-- Directions for this task --
Your task is to output the listing word for word, with pictures excluded.

__________

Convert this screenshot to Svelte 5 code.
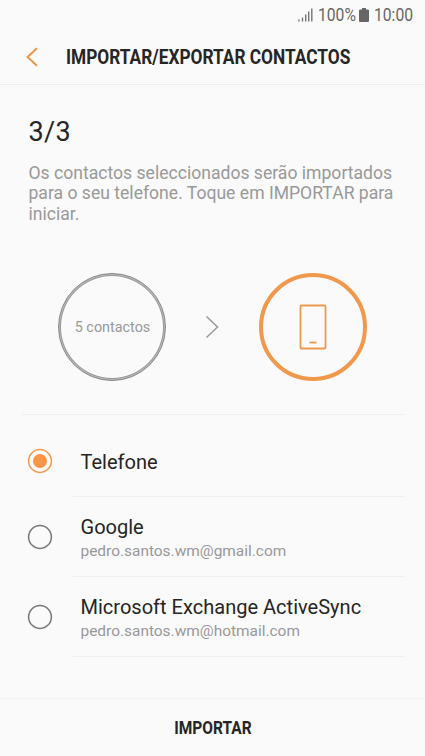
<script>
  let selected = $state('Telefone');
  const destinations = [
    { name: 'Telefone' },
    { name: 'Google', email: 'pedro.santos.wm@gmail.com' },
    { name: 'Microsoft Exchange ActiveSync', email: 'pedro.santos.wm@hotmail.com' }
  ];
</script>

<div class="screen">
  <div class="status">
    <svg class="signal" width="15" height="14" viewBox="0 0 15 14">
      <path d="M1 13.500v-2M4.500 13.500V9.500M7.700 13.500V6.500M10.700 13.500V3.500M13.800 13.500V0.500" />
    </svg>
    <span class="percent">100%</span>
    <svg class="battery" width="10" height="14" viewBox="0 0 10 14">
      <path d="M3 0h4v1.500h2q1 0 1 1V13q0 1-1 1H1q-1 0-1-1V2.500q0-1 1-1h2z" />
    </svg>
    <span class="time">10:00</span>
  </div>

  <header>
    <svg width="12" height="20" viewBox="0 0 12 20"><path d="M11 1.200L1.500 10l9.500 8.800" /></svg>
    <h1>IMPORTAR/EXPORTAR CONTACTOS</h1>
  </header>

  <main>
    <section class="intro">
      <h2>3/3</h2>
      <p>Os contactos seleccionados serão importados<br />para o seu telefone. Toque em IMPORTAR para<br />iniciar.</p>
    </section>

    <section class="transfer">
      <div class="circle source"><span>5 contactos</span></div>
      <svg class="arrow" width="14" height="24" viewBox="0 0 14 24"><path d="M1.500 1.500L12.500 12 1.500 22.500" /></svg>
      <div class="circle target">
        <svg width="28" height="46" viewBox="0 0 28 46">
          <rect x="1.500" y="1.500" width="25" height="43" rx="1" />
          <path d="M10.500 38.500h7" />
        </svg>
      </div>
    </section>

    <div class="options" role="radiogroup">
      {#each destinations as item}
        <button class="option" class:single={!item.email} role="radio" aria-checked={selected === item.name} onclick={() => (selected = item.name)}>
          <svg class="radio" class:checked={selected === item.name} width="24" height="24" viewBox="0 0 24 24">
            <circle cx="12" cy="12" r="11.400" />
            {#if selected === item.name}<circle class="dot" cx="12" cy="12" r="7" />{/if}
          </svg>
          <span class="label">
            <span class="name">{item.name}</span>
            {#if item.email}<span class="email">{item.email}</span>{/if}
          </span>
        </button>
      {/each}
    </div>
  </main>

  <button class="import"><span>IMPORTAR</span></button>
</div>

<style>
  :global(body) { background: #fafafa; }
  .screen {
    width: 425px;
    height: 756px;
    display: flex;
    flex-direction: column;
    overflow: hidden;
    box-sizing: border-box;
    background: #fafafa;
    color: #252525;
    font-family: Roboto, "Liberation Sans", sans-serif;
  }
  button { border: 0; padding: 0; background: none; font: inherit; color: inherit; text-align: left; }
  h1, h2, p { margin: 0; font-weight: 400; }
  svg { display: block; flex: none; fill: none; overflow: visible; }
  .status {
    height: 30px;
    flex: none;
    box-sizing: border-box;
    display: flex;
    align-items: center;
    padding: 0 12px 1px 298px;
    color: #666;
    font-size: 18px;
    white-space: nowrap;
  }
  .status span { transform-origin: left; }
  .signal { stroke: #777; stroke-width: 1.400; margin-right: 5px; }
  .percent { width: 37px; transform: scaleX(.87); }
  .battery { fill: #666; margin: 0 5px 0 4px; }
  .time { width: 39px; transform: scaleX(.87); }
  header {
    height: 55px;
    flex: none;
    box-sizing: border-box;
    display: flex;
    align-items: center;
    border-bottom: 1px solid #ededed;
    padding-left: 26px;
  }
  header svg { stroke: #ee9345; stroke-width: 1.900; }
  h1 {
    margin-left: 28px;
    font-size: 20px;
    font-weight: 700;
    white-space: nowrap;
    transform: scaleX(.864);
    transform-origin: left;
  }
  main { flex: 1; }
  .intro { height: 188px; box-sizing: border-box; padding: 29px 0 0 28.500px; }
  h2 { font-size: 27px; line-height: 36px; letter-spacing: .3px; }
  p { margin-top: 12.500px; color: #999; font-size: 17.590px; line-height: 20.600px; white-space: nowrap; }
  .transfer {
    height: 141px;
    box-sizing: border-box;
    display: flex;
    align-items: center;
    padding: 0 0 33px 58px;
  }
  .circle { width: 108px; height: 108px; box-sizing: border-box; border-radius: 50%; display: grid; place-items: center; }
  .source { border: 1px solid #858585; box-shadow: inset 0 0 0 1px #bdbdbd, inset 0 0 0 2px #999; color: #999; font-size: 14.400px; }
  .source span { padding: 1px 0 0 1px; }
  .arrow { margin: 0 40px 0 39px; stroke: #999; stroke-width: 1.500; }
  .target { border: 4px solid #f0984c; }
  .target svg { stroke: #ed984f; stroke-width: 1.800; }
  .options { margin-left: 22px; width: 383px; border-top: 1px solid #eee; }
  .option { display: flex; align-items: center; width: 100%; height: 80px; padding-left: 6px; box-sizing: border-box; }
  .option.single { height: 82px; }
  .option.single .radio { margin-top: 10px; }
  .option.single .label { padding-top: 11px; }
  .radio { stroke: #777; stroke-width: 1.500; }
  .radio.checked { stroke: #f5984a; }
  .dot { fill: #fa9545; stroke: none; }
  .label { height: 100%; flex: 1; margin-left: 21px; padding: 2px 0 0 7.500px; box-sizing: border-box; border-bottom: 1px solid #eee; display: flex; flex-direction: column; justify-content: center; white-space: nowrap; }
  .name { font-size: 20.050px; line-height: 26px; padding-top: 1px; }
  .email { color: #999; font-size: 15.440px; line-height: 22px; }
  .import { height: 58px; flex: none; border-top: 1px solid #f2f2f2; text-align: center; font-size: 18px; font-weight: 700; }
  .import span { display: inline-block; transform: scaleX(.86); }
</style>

__________

-- Task result --
Convert this screenshot to Svelte 5 code.
<script>
  let selected = $state('Telefone');
  const destinations = [
    { name: 'Telefone' },
    { name: 'Google', email: 'pedro.santos.wm@gmail.com' },
    { name: 'Microsoft Exchange ActiveSync', email: 'pedro.santos.wm@hotmail.com' }
  ];
</script>

<div class="screen">
  <div class="status">
    <svg class="signal" width="15" height="14" viewBox="0 0 15 14">
      <path d="M1 13.500v-2M4.500 13.500V9.500M7.700 13.500V6.500M10.700 13.500V3.500M13.800 13.500V0.500" />
    </svg>
    <span class="percent">100%</span>
    <svg class="battery" width="10" height="14" viewBox="0 0 10 14">
      <path d="M3 0h4v1.500h2q1 0 1 1V13q0 1-1 1H1q-1 0-1-1V2.500q0-1 1-1h2z" />
    </svg>
    <span class="time">10:00</span>
  </div>

  <header>
    <svg width="12" height="20" viewBox="0 0 12 20"><path d="M11 1.200L1.500 10l9.500 8.800" /></svg>
    <h1>IMPORTAR/EXPORTAR CONTACTOS</h1>
  </header>

  <main>
    <section class="intro">
      <h2>3/3</h2>
      <p>Os contactos seleccionados serão importados<br />para o seu telefone. Toque em IMPORTAR para<br />iniciar.</p>
    </section>

    <section class="transfer">
      <div class="circle source"><span>5 contactos</span></div>
      <svg class="arrow" width="14" height="24" viewBox="0 0 14 24"><path d="M1.500 1.500L12.500 12 1.500 22.500" /></svg>
      <div class="circle target">
        <svg width="28" height="46" viewBox="0 0 28 46">
          <rect x="1.500" y="1.500" width="25" height="43" rx="1" />
          <path d="M10.500 38.500h7" />
        </svg>
      </div>
    </section>

    <div class="options" role="radiogroup">
      {#each destinations as item}
        <button class="option" class:single={!item.email} role="radio" aria-checked={selected === item.name} onclick={() => (selected = item.name)}>
          <svg class="radio" class:checked={selected === item.name} width="24" height="24" viewBox="0 0 24 24">
            <circle cx="12" cy="12" r="11.400" />
            {#if selected === item.name}<circle class="dot" cx="12" cy="12" r="7" />{/if}
          </svg>
          <span class="label">
            <span class="name">{item.name}</span>
            {#if item.email}<span class="email">{item.email}</span>{/if}
          </span>
        </button>
      {/each}
    </div>
  </main>

  <button class="import"><span>IMPORTAR</span></button>
</div>

<style>
  :global(body) { background: #fafafa; }
  .screen {
    width: 425px;
    height: 756px;
    display: flex;
    flex-direction: column;
    overflow: hidden;
    box-sizing: border-box;
    background: #fafafa;
    color: #252525;
    font-family: Roboto, "Liberation Sans", sans-serif;
  }
  button { border: 0; padding: 0; background: none; font: inherit; color: inherit; text-align: left; }
  h1, h2, p { margin: 0; font-weight: 400; }
  svg { display: block; flex: none; fill: none; overflow: visible; }
  .status {
    height: 30px;
    flex: none;
    box-sizing: border-box;
    display: flex;
    align-items: center;
    padding: 0 12px 1px 298px;
    color: #666;
    font-size: 18px;
    white-space: nowrap;
  }
  .status span { transform-origin: left; }
  .signal { stroke: #777; stroke-width: 1.400; margin-right: 5px; }
  .percent { width: 37px; transform: scaleX(.87); }
  .battery { fill: #666; margin: 0 5px 0 4px; }
  .time { width: 39px; transform: scaleX(.87); }
  header {
    height: 55px;
    flex: none;
    box-sizing: border-box;
    display: flex;
    align-items: center;
    border-bottom: 1px solid #ededed;
    padding-left: 26px;
  }
  header svg { stroke: #ee9345; stroke-width: 1.900; }
  h1 {
    margin-left: 28px;
    font-size: 20px;
    font-weight: 700;
    white-space: nowrap;
    transform: scaleX(.864);
    transform-origin: left;
  }
  main { flex: 1; }
  .intro { height: 188px; box-sizing: border-box; padding: 29px 0 0 28.500px; }
  h2 { font-size: 27px; line-height: 36px; letter-spacing: .3px; }
  p { margin-top: 12.500px; color: #999; font-size: 17.590px; line-height: 20.600px; white-space: nowrap; }
  .transfer {
    height: 141px;
    box-sizing: border-box;
    display: flex;
    align-items: center;
    padding: 0 0 33px 58px;
  }
  .circle { width: 108px; height: 108px; box-sizing: border-box; border-radius: 50%; display: grid; place-items: center; }
  .source { border: 1px solid #858585; box-shadow: inset 0 0 0 1px #bdbdbd, inset 0 0 0 2px #999; color: #999; font-size: 14.400px; }
  .source span { padding: 1px 0 0 1px; }
  .arrow { margin: 0 40px 0 39px; stroke: #999; stroke-width: 1.500; }
  .target { border: 4px solid #f0984c; }
  .target svg { stroke: #ed984f; stroke-width: 1.800; }
  .options { margin-left: 22px; width: 383px; border-top: 1px solid #eee; }
  .option { display: flex; align-items: center; width: 100%; height: 80px; padding-left: 6px; box-sizing: border-box; }
  .option.single { height: 82px; }
  .option.single .radio { margin-top: 10px; }
  .option.single .label { padding-top: 11px; }
  .radio { stroke: #777; stroke-width: 1.500; }
  .radio.checked { stroke: #f5984a; }
  .dot { fill: #fa9545; stroke: none; }
  .label { height: 100%; flex: 1; margin-left: 21px; padding: 2px 0 0 7.500px; box-sizing: border-box; border-bottom: 1px solid #eee; display: flex; flex-direction: column; justify-content: center; white-space: nowrap; }
  .name { font-size: 20.050px; line-height: 26px; padding-top: 1px; }
  .email { color: #999; font-size: 15.440px; line-height: 22px; }
  .import { height: 58px; flex: none; border-top: 1px solid #f2f2f2; text-align: center; font-size: 18px; font-weight: 700; }
  .import span { display: inline-block; transform: scaleX(.86); }
</style>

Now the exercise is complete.